Recorded data:

────────

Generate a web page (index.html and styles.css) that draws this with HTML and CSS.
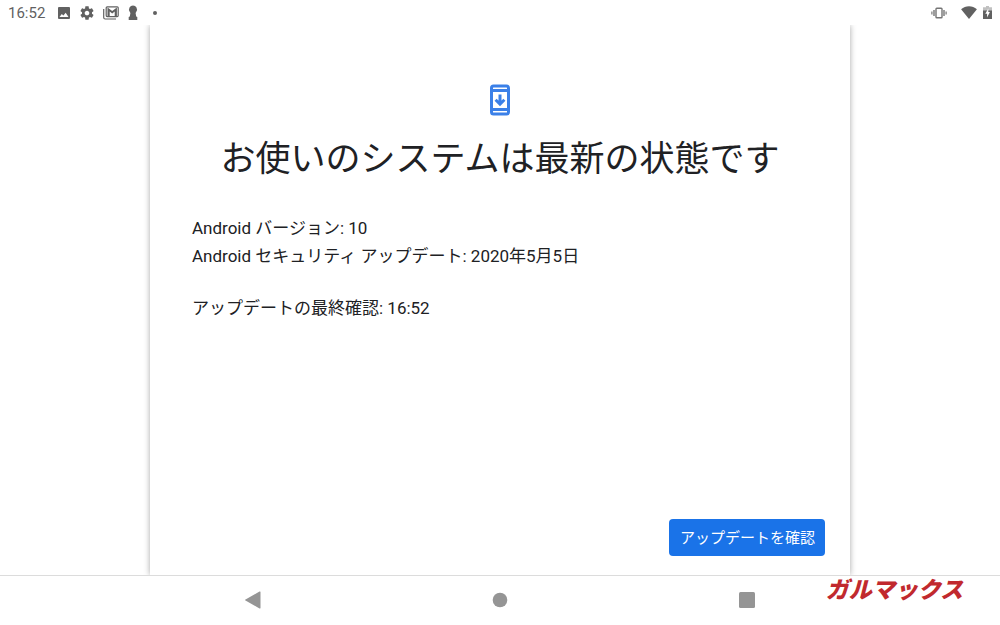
FILE: index.html
```html
<!DOCTYPE html>
<html lang="ja">

<head>
    <meta charset="UTF-8">
    <meta name="viewport" content="width=device-width, initial-scale=1.0">
    <title>システム アップデート</title>
    <link rel="stylesheet" href="styles.css">
</head>

<body>
    <header class="status-bar">
        <div class="status-left">
            <span class="clock">16:52</span>
            <svg class="image-icon" width="14" height="14" viewBox="0 0 14 14">
                <path fill-rule="evenodd" d="M2 1h10a1 1 0 0 1 1 1v10a1 1 0 0 1-1 1H2a1 1 0 0 1-1-1V2a1 1 0 0 1 1-1zM2.500 11h9L8.700 6.800 6.400 9.600 4.800 7.900z" />
            </svg>
            <svg class="gear-icon" width="16" height="16" viewBox="0 0 24 24">
                <path d="M19.430 12.980c.04-.32.07-.64.07-.98s-.03-.66-.07-.98l2.110-1.650c.19-.15.24-.42.12-.64l-2-3.460c-.12-.22-.39-.3-.61-.22l-2.490 1c-.52-.4-1.080-.73-1.690-.98l-.38-2.650C14.460 2.180 14.250 2 14 2h-4c-.25 0-.46.18-.49.42l-.38 2.650c-.61.25-1.170.59-1.690.98l-2.490-1c-.23-.09-.49 0-.61.22l-2 3.460c-.13.22-.07.49.12.64l2.110 1.650c-.04.32-.07.65-.07.98s.03.66.07.98l-2.110 1.650c-.19.15-.24.42-.12.64l2 3.460c.12.22.39.3.61.22l2.490-1c.52.4 1.080.73 1.690.98l.38 2.650c.03.24.24.42.49.42h4c.25 0 .46-.18.49-.42l.38-2.650c.61-.25 1.170-.59 1.690-.98l2.490 1c.23.09.49 0 .61-.22l2-3.460c.12-.22.07-.49-.12-.64l-2.110-1.650zM12 15.500c-1.930 0-3.500-1.570-3.500-3.500s1.570-3.500 3.500-3.500 3.500 1.570 3.500 3.500-1.570 3.500-3.500 3.500z" />
            </svg>
            <svg class="mail-icon" width="16" height="14" viewBox="0 0 16 14">
                <path d="M.7 3v8.500a1.500 1.500 0 0 0 1.500 1.500H13" fill="none" stroke="currentColor" stroke-width="1.200" />
                <rect x="3.200" y=".8" width="12" height="9.800" rx="1" fill="none" stroke="currentColor" stroke-width="1.200" />
                <path d="M4.500 10.500V1.500l4.700 3.600 4.700-3.600v9h-2.200V5.400L9.200 7.500 6.700 5.400v5.100z" />
            </svg>
            <svg class="keyhole-icon" width="12" height="16" viewBox="0 0 10 16">
                <path d="M5 .5a4 4 0 0 1 3.300 6.200L7.600 8l.6 3.500L9.300 12v3H.7v-3l1.100-.5L2.400 8l-.7-1.300A4 4 0 0 1 5 .5z" />
            </svg>
            <span class="dot"></span>
        </div>
        <div class="status-right">
            <svg class="vibrate-icon" width="16" height="12" viewBox="0 0 16 12">
                <rect x="5" y="1.200" width="6" height="9.600" rx=".8" fill="none" stroke="currentColor" stroke-width="1.400" />
                <path d="M.3 4.500h1.200v3H.3zM2.300 3h1.400v6H2.300zM12.300 3h1.400v6h-1.400zM14.500 4.500h1.200v3h-1.200z" />
            </svg>
            <svg class="wifi-icon" width="16" height="13" viewBox="0 0 16 13">
                <path d="M8 13L.1 3.300C2.400 1.300 5 .3 8 .3s5.600 1 7.900 3z" />
            </svg>
            <svg class="battery-icon" width="9" height="13" viewBox="0 0 9 13">
                <path d="M3 0h3v1.300h3V5H0V1.300h3z" opacity=".4" />
                <path d="M0 4.500h9V13H0z" />
                <path d="M5.300 2.500L2.300 7.800h1.800v3.700l2.800-5.400H5.300z" fill="#fff" />
            </svg>
        </div>
    </header>

    <main class="card">
        <svg class="update-icon" width="20" height="32" viewBox="0 0 20 32">
            <rect x="1.500" y="2" width="17" height="28" rx="2" />
            <path d="M1.500 6.500h17M1.500 25.500h17M10 10.500v9.500M5.600 15.800l4.400 4.400 4.400-4.400" />
        </svg>
        <h1>お使いのシステムは最新の状態です</h1>
        <div class="details">
            <p>Android バージョン: 10<br>Android セキュリティ アップデート: 2020年5月5日</p>
            <p>アップデートの最終確認: 16:52</p>
        </div>
        <button class="check-button" type="button">アップデートを確認</button>
    </main>

    <nav class="nav-bar">
        <button type="button" aria-label="戻る">
            <svg width="18" height="18" viewBox="0 0 18 18">
                <path d="M16.500 1v16a.6.6 0 0 1-1 .4L1.500 9.600a.7.7 0 0 1 0-1.200L15.500.6a.6.6 0 0 1 1 .4z" />
            </svg>
        </button>
        <button type="button" aria-label="ホーム">
            <svg width="16" height="16" viewBox="0 0 16 16">
                <circle cx="8" cy="8" r="7.300" />
            </svg>
        </button>
        <button type="button" aria-label="最近使ったアプリ">
            <svg width="16" height="16" viewBox="0 0 16 16">
                <rect width="16" height="16" rx="1.500" />
            </svg>
        </button>
        <span class="watermark">ガルマックス</span>
    </nav>
</body>

</html>
```
FILE: styles.css
```css
* {
    box-sizing: border-box;
}

body {
    font-family: Roboto, "Noto Sans CJK JP", sans-serif;
    background-color: #fff;
    color: #202124;
    display: flex;
    flex-direction: column;
    min-height: 100vh;
    margin: 0;
}

svg {
    display: block;
    fill: currentColor;
}

.status-bar {
    display: flex;
    justify-content: space-between;
    align-items: center;
    height: 25px;
    padding: 0 8px;
    background: #fff;
    color: #616161;
}

.status-left,
.status-right {
    display: flex;
    align-items: center;
}

.status-left {
    gap: 8px;
}

.status-right {
    gap: 6px;
}

.clock {
    font-size: 15px;
    line-height: 24px;
    margin-right: 4px;
}

.dot {
    width: 4px;
    height: 4px;
    margin-left: 6px;
    border-radius: 50%;
    background: #616161;
}

.vibrate-icon {
    margin-right: 8px;
    color: #757575;
}

.card {
    flex: 1;
    display: flex;
    flex-direction: column;
    align-items: center;
    width: 70%;
    margin: 0 auto;
    padding: 59px 25px 19px;
    box-shadow: 0 0 6px rgba(0, 0, 0, 0.35);
    clip-path: inset(0 -8px);
}

.update-icon {
    fill: none;
    stroke: #3b80e8;
    stroke-width: 3;
}

h1 {
    margin: 18px 0 0;
    font-size: 35px;
    font-weight: 400;
    line-height: 52px;
}

.details {
    align-self: stretch;
    padding: 28px 17px;
    font-size: 17px;
    line-height: 28px;
}

.details p {
    margin: 0 0 24px;
}

.check-button {
    align-self: flex-end;
    margin-top: auto;
    height: 37px;
    padding: 0 10px 2px 11px;
    border: none;
    border-radius: 4px;
    background-color: #1a73e8;
    color: #fff;
    font-family: inherit;
    font-size: 15px;
    cursor: pointer;
}

.nav-bar {
    display: grid;
    grid-template-columns: repeat(3, 1fr);
    height: 50px;
    padding: 0 13% 2px;
    border-top: 1px solid #dcdcdc;
    background: #fff;
    color: #959595;
    position: relative;
}

.nav-bar button {
    display: flex;
    justify-content: center;
    align-items: center;
    padding: 0;
    border: none;
    background: none;
    color: inherit;
    cursor: pointer;
}

.watermark {
    position: absolute;
    top: 1px;
    right: 37px;
    color: #c1292e;
    font-size: 23px;
    font-style: italic;
    font-weight: 900;
    line-height: 28px;
}
```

────────

Given problem: Which lines hold the word "index"? Copy every one of them.

Finished task:
Generate a web page (index.html and styles.css) that draws this with HTML and CSS.
FILE: index.html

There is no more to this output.